Chinese search giant Baidu plans to spend $160 million to buy a majority stake in a leading group buying site in the country, part of a string of recent deals the company had made to bolster its Internet business.
On Friday, Baidu said it will take a 59 percent stake in Nuomi, a subsidiary of Renren, which is best known for operating China’s version of Facebook. The deal will close in the fourth quarter.
Baidu said Nuomi’s group buying business would both “complement” and help drive growth in the search giant’s existing mobile mapping and location-based services. Nuomi ranks as one of China’s top group buying sites, and has 3.8 million active paying users. About 30 percent of its sales are made through mobile devices.

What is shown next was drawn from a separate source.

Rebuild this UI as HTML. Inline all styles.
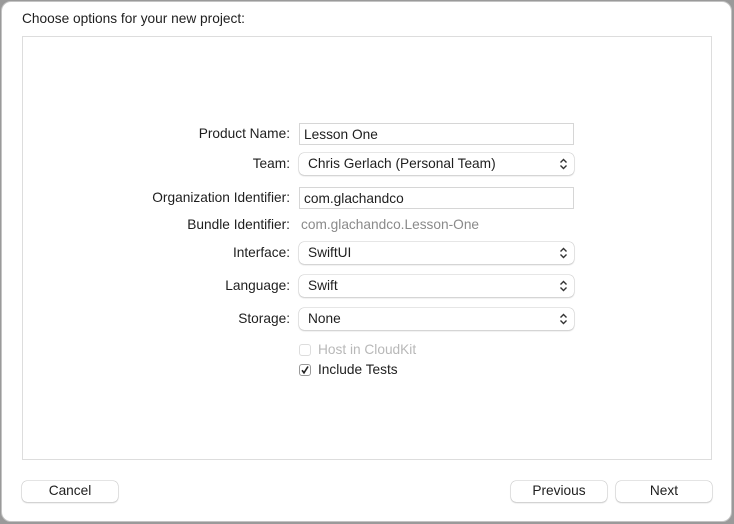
<!DOCTYPE html><html><head><style>
body{margin:0;width:734px;height:524px;background:#9a9a9a;font-family:"Liberation Sans",sans-serif;font-size:13.7px;color:#1e1e1e;position:relative;overflow:hidden}
.win{position:absolute;left:1px;top:1px;width:731px;height:521px;background:#fff;border-radius:10px;border:1px solid #c4c4c4;box-sizing:border-box}
.t{position:absolute;left:22px;top:11px}
.panel{position:absolute;left:22px;top:36px;width:690px;height:424px;border:1px solid #ddd;box-sizing:border-box}
.lab{position:absolute;right:444px;text-align:right;white-space:nowrap}
.f{position:absolute;left:299px;width:275px;height:22px;box-sizing:border-box;border:1px solid #d6d6d6;padding:3px 4px;line-height:15px}
.p{position:absolute;left:299px;width:275px;height:22px;box-sizing:border-box;border-radius:5px;box-shadow:0 0 0 .5px #ccc,0 1px 1.5px rgba(0,0,0,.2);padding:3px 9px;line-height:16px}
.p svg{position:absolute;right:6px;top:5px}
.cb{position:absolute;left:299px;width:12px;height:12px;border:1px solid #bbb;border-radius:3px;box-sizing:border-box}
.b{position:absolute;top:481px;width:96px;height:21px;border-radius:5px;box-shadow:0 0 0 .5px #c8c8c8,0 1px 1.5px rgba(0,0,0,.2);text-align:center;line-height:20px}
</style></head><body><div class="win">
</div>
<div class="t">Choose options for your new project:</div>
<div class="panel"></div>
<div class="lab" style="top:126px">Product Name:</div><div class="f" style="top:123px">Lesson One</div>
<div class="lab" style="top:156px">Team:</div><div class="p" style="top:153px">Chris Gerlach (Personal Team)<svg width="9" height="12" viewBox="0 0 9 12"><path d="M1.5 4.5L4.5 1.5L7.5 4.5M1.5 7.5L4.5 10.5L7.5 7.5" fill="none" stroke="#333" stroke-width="1.4"/></svg></div>
<div class="lab" style="top:190px">Organization Identifier:</div><div class="f" style="top:187px">com.glachandco</div>
<div class="lab" style="top:217px">Bundle Identifier:</div><div style="position:absolute;left:301px;top:217px;color:#8a8a8a">com.glachandco.Lesson-One</div>
<div class="lab" style="top:245px">Interface:</div><div class="p" style="top:242px">SwiftUI<svg width="9" height="12" viewBox="0 0 9 12"><path d="M1.5 4.5L4.5 1.5L7.5 4.5M1.5 7.5L4.5 10.5L7.5 7.5" fill="none" stroke="#333" stroke-width="1.4"/></svg></div>
<div class="lab" style="top:278px">Language:</div><div class="p" style="top:275px">Swift<svg width="9" height="12" viewBox="0 0 9 12"><path d="M1.5 4.5L4.5 1.5L7.5 4.5M1.5 7.5L4.5 10.5L7.5 7.5" fill="none" stroke="#333" stroke-width="1.4"/></svg></div>
<div class="lab" style="top:311px">Storage:</div><div class="p" style="top:308px">None<svg width="9" height="12" viewBox="0 0 9 12"><path d="M1.5 4.5L4.5 1.5L7.5 4.5M1.5 7.5L4.5 10.5L7.5 7.5" fill="none" stroke="#333" stroke-width="1.4"/></svg></div>
<div class="cb" style="top:344px;border-color:#ddd"></div><div style="position:absolute;left:318px;top:342px;color:#b8b8b8">Host in CloudKit</div>
<div class="cb" style="top:364px;border-color:#999"><svg width="10" height="10" viewBox="0 0 10 10" style="position:absolute;left:0;top:0"><path d="M2 5.2L4 7.8L8 1.5" fill="none" stroke="#222" stroke-width="1.6"/></svg></div><div style="position:absolute;left:318px;top:362px">Include Tests</div>
<div class="b" style="left:22px">Cancel</div>
<div class="b" style="left:511px">Previous</div>
<div class="b" style="left:616px">Next</div>
</body></html>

Baidu has long reigned as the country’s largest search engine, but its business is increasingly focused on the mobile Internet space at a time when China has become the world’s largest market for smartphones. Along with search, Baidu has pointed to its online mapping services as an area it would like to expand in.
The search giant announced the Nuomi deal after deciding to buy two leading app stores in the country, by spending $1.9 billion to acquire 91 Wireless Websoft, a subsidiary of a gaming developer in the country. On Thursday, the company revealed the acquisition was made to help support Baidu’s new app distribution modelto bring more third-party Web apps to its mobile services.
In May, the company also announced another acquisition to buy an online video business in the country for $370 million. The deal has made Baidu’s own video platform, known as iQiyi, one of China’s largest.
In the first quarter, Nuomi grabbed a 5.9 share of China’s group buying market, making it the fifth largest site of its kind during the period, according to Dataotuan, a group buying aggregator in the country. Nuomi, however, is just one of several leading group buying sites in the country. The largest is Juhuasuan, which had a 33.6 percent market share and is also owned by e-commerce giant Alibaba Group.
Baidu has in the past struggled in China’s e-commerce space, where it has faced strong competition from the likes of Alibaba. But the company is increasingly spending more on research and development, as well as marketing, to buttress its mobile Internet business.